There's a lot of noise in the industry about what kind of meat is best. You'll see labels such as hormone-free, organic, grass-fed, free-range, and even more. It can be very confusing, especially when it seems like they all are good options, but clearly, there are some differences that may be affecting the flavor. We go into detail on the differences between organic, grass-fed, and free-range beef so you can find the perfect fit for your particular tastes and needs.
Let's first look at organic beef. Obviously beef comes from a natural source of cows, but beyond that, there is a deeper meaning to it. In many cases, organic labels on food mean there are lots of restrictions as far as what can be used on the food while it is growing. The same is pretty much the same for organic beef. Organic beef means the cows cannot be confined in a feedlot for an extended length of time, they cannot be over-crowded or left in unsanitary conditions, and they most certainly cannot be exposed to artificial pesticides, fertilizers, hormones, GMOs or anything else that is a synthetic contaminant. This even includes indirect exposure, so they cannot be near fields that have had certain fertilizers used. The main purpose of all these regulations is behind the idea that these pesticides and fertilizers could build up within the cow meat, and when we eat it, actually get into our systems and cause us health issues at some point in our lives.
Eating organic is a great way to help ensure that you are not exposing your body to different substances that could cause it harm. It also helps ensure the animals were treated fairly and kindly during their time on the farm.
Grass-fed beef offers a much simpler explanation than organic. Grass-fed simply means the cows were allowed to roam and eat fresh grass on their own. This keeps them on a fairly natural diet, though they may have been given alfalfa during the winter months when grass wouldn't have grown as much. They are not given any grains or anything that wouldn't occur in a natural diet. Grass-fed beef is generally leaner, healthier, and offers more flavor. The downside to this type of beef is that there are no guarantees that fertilizers or harmful pesticides weren't used on the ground these cows were grazing on. There is also no guarantee they were not given any kind of hormones or anything else to change their growth, it just means they only ate grass before they were slaughtered.
Free Range Beef
Free-range beef is not that much different than grass-fed beef. Essentially, free-range beef comes from animals who ate grass and lived on a range. So they were never contained in a feedlot but instead are allowed to roam freely on the many acres that are available to them. The point behind this is to allow the animals as much freedom as possible, that way they can live out a normal life whether they get eventually chosen for meat or not.

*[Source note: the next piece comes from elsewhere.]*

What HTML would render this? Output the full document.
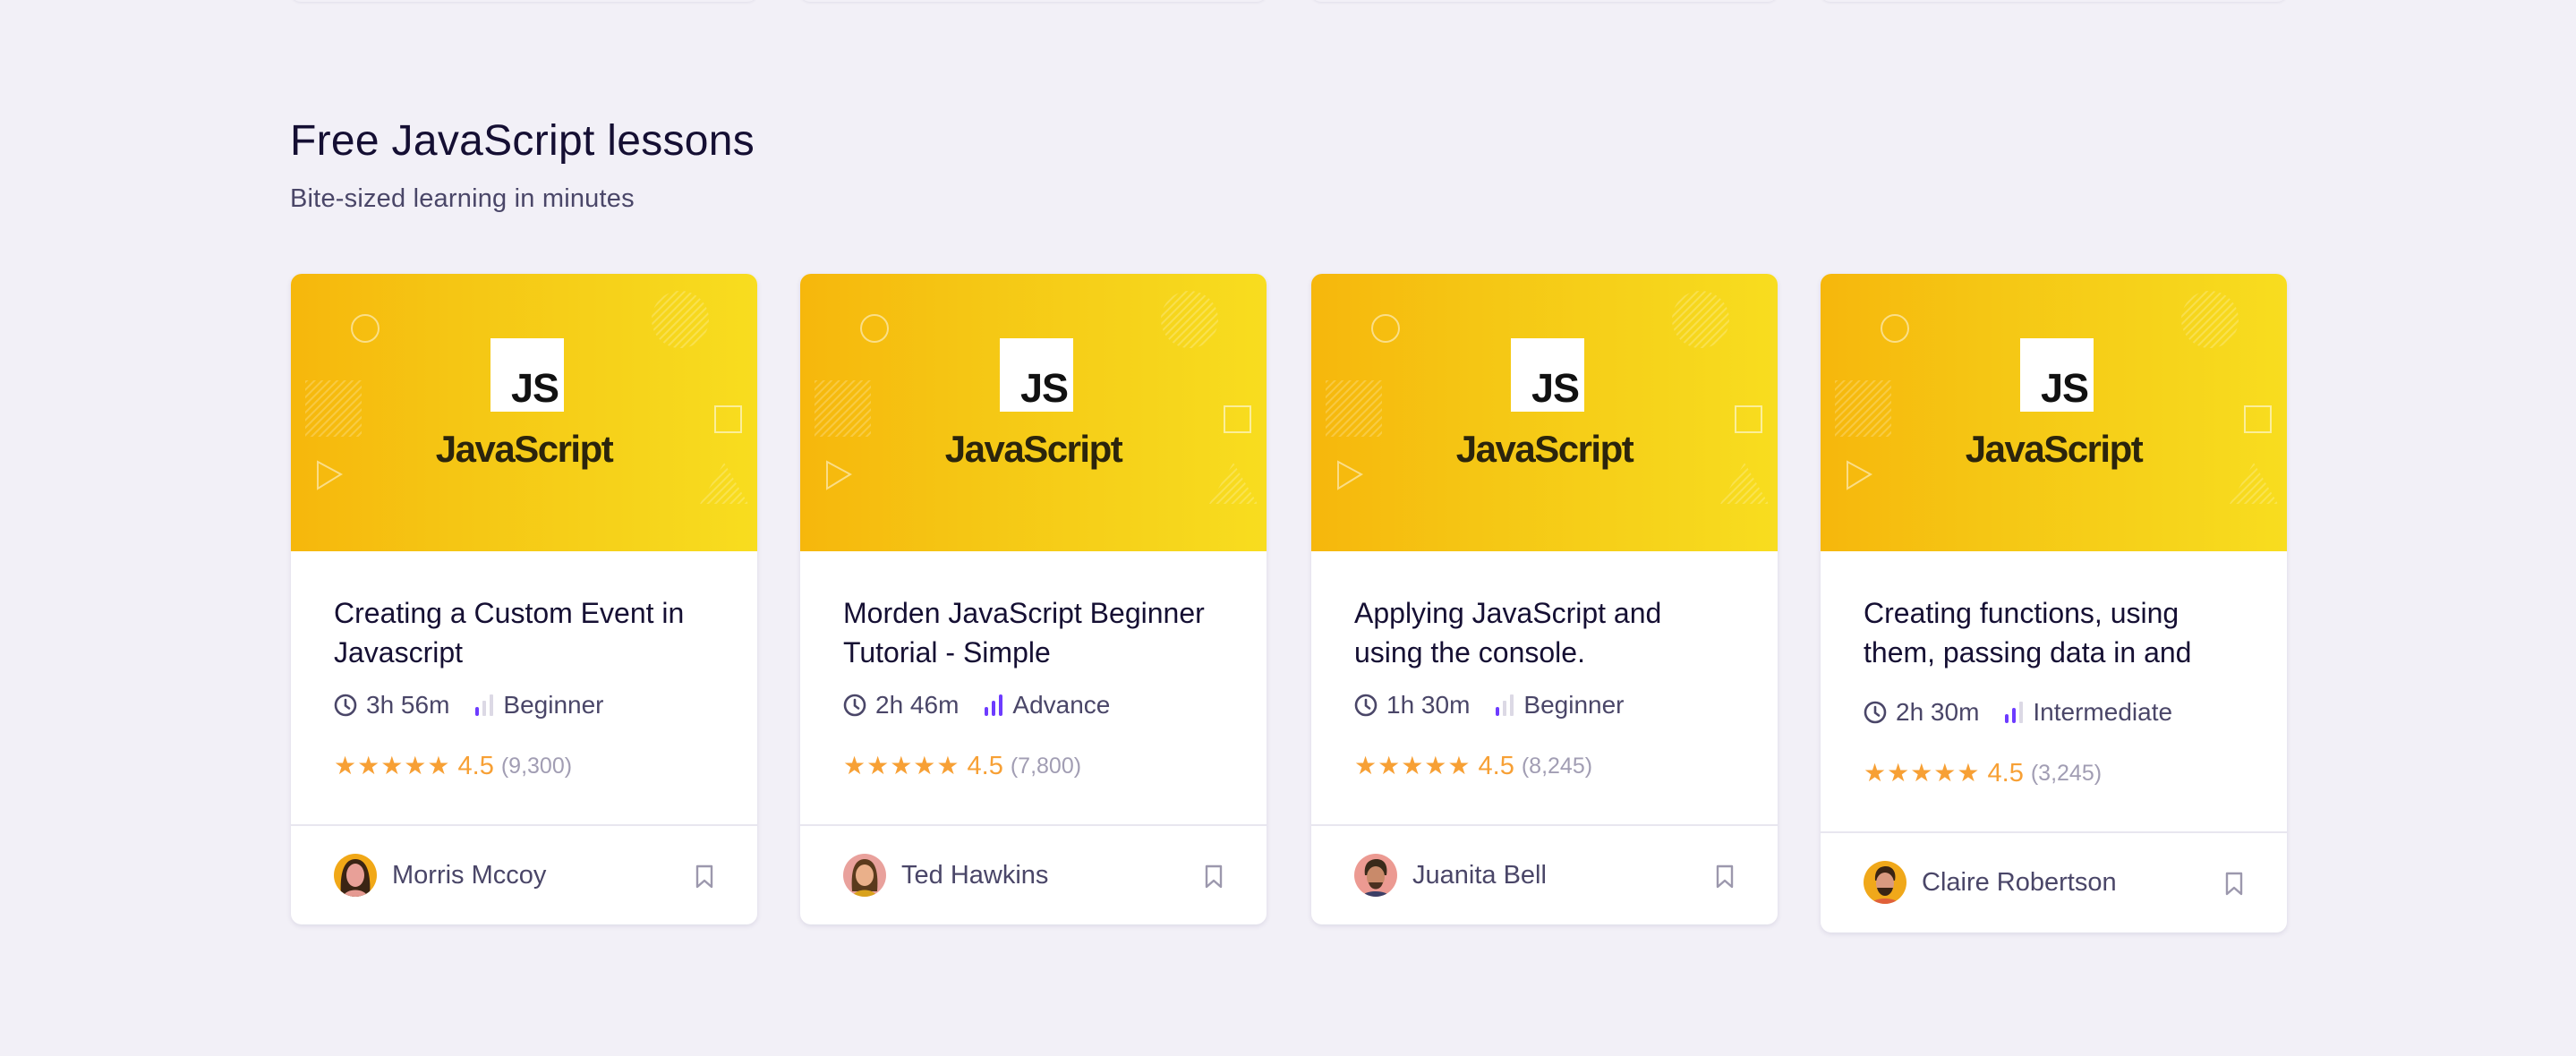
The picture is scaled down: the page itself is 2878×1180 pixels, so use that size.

When looking at the differences between organic, grass-fed, and free-range beef, there are some that are notable, while others are very similar in their manner. Many times, you may find a variety of these processes listed, such as free-range and no antibiotics or hormones added. Other times, you may find that you see organic grass-fed beef, ensuring that the meat followed the strict organic standards, while also only feeding the cows natural grass without any pesticides applied.
Depending on your personal preferences, you may not care too much about organic, but want to ensure that the meat you eat was free-range before the slaughtering process. Others are more focused on them only eating grass but don't mind if they were penned up in a feedlot for their lives. There is no option that is better than another, it is strictly based on what you are more comfortable with and what you desire. If you prefer all organic, then purchasing organic is a good choice for your lifestyle.